Failure to Properly Assess, Document, and Communicate Nutrition and Weight Management Needs
Penalty
Summary
The facility failed to properly assess and manage the nutritional needs and dietary orders for multiple residents, resulting in deficiencies related to food and fluid provision. For one resident with complex medical conditions including ALS, heart failure, diabetes, and dysphagia, the facility changed his diet order from regular to pureed texture without documented evidence of a swallow study or a medical assessment confirming the necessity of this change. Despite the resident's repeated refusals of the pureed diet and his requests for a risk agreement to acknowledge his preference for a regular diet, the facility did not provide such documentation or allow him to sign a risk agreement.
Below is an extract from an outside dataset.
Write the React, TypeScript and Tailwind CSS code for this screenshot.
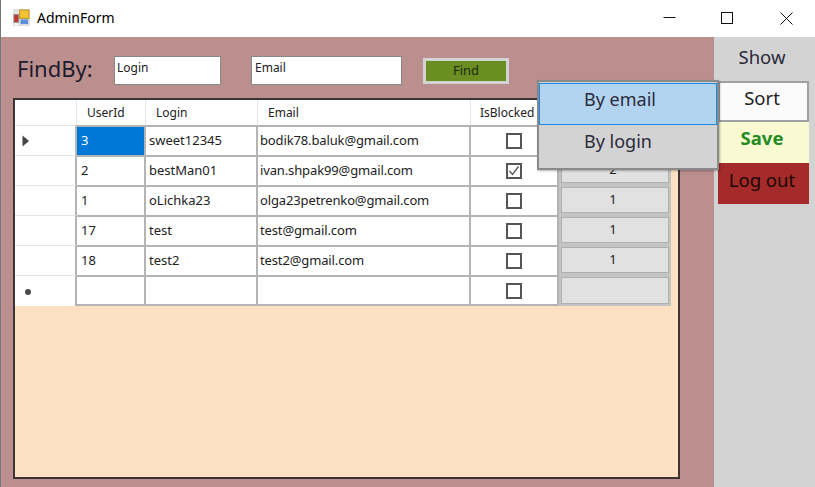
const rows = [
  { id: "3", login: "sweet12345", email: "bodik78.baluk@gmail.com", blocked: false, n: "1", marker: "arrow", selected: true },
  { id: "2", login: "bestMan01", email: "ivan.shpak99@gmail.com", blocked: true, n: "2" },
  { id: "1", login: "oLichka23", email: "olga23petrenko@gmail.com", blocked: false, n: "1" },
  { id: "17", login: "test", email: "test@gmail.com", blocked: false, n: "1" },
  { id: "18", login: "test2", email: "test2@gmail.com", blocked: false, n: "1" },
  { id: "", login: "", email: "", blocked: false, n: "", marker: "star" },
];

const colClass = "grid grid-cols-[62px_69px_112px_213px_88px_112px] w-[656px]";

function Check({ on }: { on: boolean }) {
  return (
    <div className="w-[16px] h-[16px] border-2 border-[#555] bg-white flex items-center justify-center">
      {on && (
        <svg width="12" height="12" viewBox="0 0 12 12" fill="none">
          <path d="M1.5 6 L4.5 9.5 L10.5 1.5" stroke="#555" strokeWidth="1.3" />
        </svg>
      )}
    </div>
  );
}

export default function App() {
  return (
    <div
      className="w-[815px] h-[487px] overflow-hidden bg-white flex flex-col border-l border-[#777] text-[#1a1a1a] relative"
      style={{ fontFamily: '"Noto Sans", "Liberation Sans", sans-serif' }}
    >
      <div className="h-[37px] shrink-0 flex items-center bg-white">
        <svg width="17" height="17" viewBox="0 0 18 18" className="ml-[12px] mt-[-3px]">
          <rect x="0" y="0" width="18" height="18" fill="#e2e2e2" />
          <rect x="7" y="1" width="10" height="9" fill="#f2c230" stroke="#b8962c" />
          <rect x="1" y="6" width="5" height="8" fill="#c8322c" stroke="#8a8a8a" />
          <rect x="8" y="11" width="8" height="5" fill="#5b8fdc" />
          <rect x="2" y="15" width="3" height="2" fill="#fff" />
        </svg>
        <span className="ml-[7px] text-[14px] leading-none text-black mt-[-1px]">AdminForm</span>
        <div className="ml-auto flex items-center h-full">
          <div className="w-[58px] flex justify-center">
            <svg width="13" height="13" viewBox="0 0 13 13"><path d="M0.5 5.5 H12.5" stroke="#111" /></svg>
          </div>
          <div className="w-[59px] flex justify-center">
            <svg width="13" height="13" viewBox="0 0 13 13" fill="none"><rect x="0.5" y="0.5" width="11" height="11" stroke="#111" /></svg>
          </div>
          <div className="w-[58px] flex justify-center">
            <svg width="13" height="13" viewBox="0 0 13 13" fill="none"><path d="M0.5 0.5 L12.5 12.5 M12.5 0.5 L0.5 12.5" stroke="#111" /></svg>
          </div>
        </div>
      </div>

      <div className="flex flex-1 min-h-0">
        <div className="w-[713px] bg-[#bc8f8f] flex flex-col pl-[12px] pt-[17px]">
          <div className="flex items-start h-[31px]">
            <span className="text-[22px] leading-none w-[101px] pl-[4px] mt-[3px] text-[#1c1c2c]">FindBy:</span>
            <div className="w-[107px] h-[29px] mt-[2px] bg-white border border-[#888] text-[12px] pl-[2px] leading-[22px] text-[#222]">Login</div>
            <div className="w-[151px] h-[29px] mt-[2px] ml-[30px] bg-white border border-[#888] text-[12px] pl-[3px] leading-[22px] text-[#222]">Email</div>
            <div className="ml-[21px] mt-[4px] w-[86px] h-[26px] border-[3px] border-[#d3d3d3] bg-[#6b8e23] flex items-center justify-center text-[13px] text-[#1c2a10]">Find</div>
          </div>

          <div className="mt-[13px] w-[667px] h-[381px] border-2 border-[#3c3434] bg-[#fee1c2]">
            <div className={`${colClass} h-[25px] bg-white text-[12px] text-[#222]`}>
              {["", "UserId", "Login", "Email", "IsBlocked", ""].map((h, i) => (
                <div key={i} className={`border-r border-[#e6e6e6] leading-[25px] whitespace-nowrap overflow-hidden ${i === 4 ? "pl-[9px]" : "pl-[10px]"}`}>{h}</div>
              ))}
            </div>
            {rows.map((r, idx) => {
              const last = idx === rows.length - 1;
              return (
                <div key={r.id + r.login} className={`${colClass} ${last ? "h-[31px]" : "h-[30px]"} text-[13px] text-[#222]`}>
                  <div className="bg-white border-r-2 border-t border-t-[#e4e4e4] border-[#b4b4b4] flex items-center pl-[7px]">
                    {r.marker === "arrow" && (
                      <svg width="8" height="12" viewBox="0 0 8 12"><path d="M0.5 0.5 L7 6 L0.5 11.5 Z" fill="#444" /></svg>
                    )}
                    {r.marker === "star" && <div className="w-[6px] h-[6px] rounded-full bg-[#4a4a4a] ml-[3px] mt-[2px]" />}
                  </div>
                  <div className={`border-r-2 border-t-2 border-[#b4b4b4] pl-[4px] leading-[27px] ${last ? "border-b-2" : ""} ${r.selected ? "bg-[#0078d7] text-white" : "bg-white"}`}>{r.id}</div>
                  <div className={`bg-white border-r-2 border-t-2 border-[#b4b4b4] pl-[3px] leading-[27px] ${last ? "border-b-2" : ""}`}>{r.login}</div>
                  <div className={`bg-white border-r-2 border-t-2 border-[#b4b4b4] pl-[2px] leading-[27px] whitespace-nowrap tracking-[-0.13px] ${last ? "border-b-2" : ""}`}>{r.email}</div>
                  <div className={`bg-white border-r-2 border-t-2 border-[#b4b4b4] flex items-center justify-center ${last ? "border-b-2" : ""}`}><Check on={r.blocked} /></div>
                  <div className="bg-[#c4c4c4] p-[2px]">
                    <div className="h-full border border-[#b0b0b0] bg-[#e1e1e1] flex items-center justify-center pr-[4px]">{r.n}</div>
                  </div>
                </div>
              );
            })}
          </div>
        </div>

        <div className="flex-1 bg-[#d3d3d3] flex flex-col items-start pl-[4px] text-[18.5px]">
          <div className="h-[40px] flex items-center justify-center text-[#2a2a3a] leading-none w-[91px] pr-[3px]">Show</div>
          <div className="mt-[4px] w-[91px] h-[41px] bg-[#fbfbfb] border-2 border-[#a0a0a0] flex items-center justify-center text-[#222] pr-[3px] pb-[8px]">Sort</div>
          <div className="w-[91px] h-[41px] bg-[#fafad2] flex items-center justify-center font-bold text-[#228b22] pr-[3px] pb-[9px]">Save</div>
          <div className="w-[91px] h-[41px] bg-[#a52a2a] flex items-center justify-center text-[#180808] pr-[3px] pb-[8px]">Log out</div>
        </div>
      </div>

      <div className="absolute left-[536px] top-[80px] w-[182px] h-[90px] bg-[#d3d3d3] border-2 border-[#8a8a8a] pt-[1px] text-[18px] text-[#2a2a3a] shadow-[1px_1px_2px_rgba(0,0,0,0.3)]">
        <div className="h-[42px] bg-[#b3d4f0] border border-[#1e88e5] flex items-center pl-[44px] pb-[10px]">By email</div>
        <div className="h-[42px] flex items-center pl-[45px] pb-[10px]">By login</div>
      </div>
    </div>
  );
}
The resident continued to refuse facility meals and medications, and there was no evidence that his medications were modified to accommodate his dietary order, as they were administered whole with thin liquids, contrary to typical practice for a pureed diet order. Another resident was admitted with multiple chronic conditions and had discrepancies in her initial weight documentation. The initial weight recorded was later deemed inaccurate, but a re-weight was not obtained until 11 days later, despite the facility's policy and the dietitian's expectation that re-weights should be completed within 72 hours of a request. This delay in obtaining an accurate weight hindered the dietitian's ability to perform an accurate nutritional assessment and monitor the resident's nutritional status as intended. A third resident, also with significant medical issues, had physician orders for daily weights and for the physician to be notified of weight gains exceeding three pounds over two days. The facility failed to document weights on several required days and did not notify the physician of multiple instances where the resident's weight increased by more than three pounds in the specified timeframe. These failures were confirmed by facility staff interviews and were not in accordance with the facility's own weight management policy, which required regular monitoring and timely notification of significant weight changes.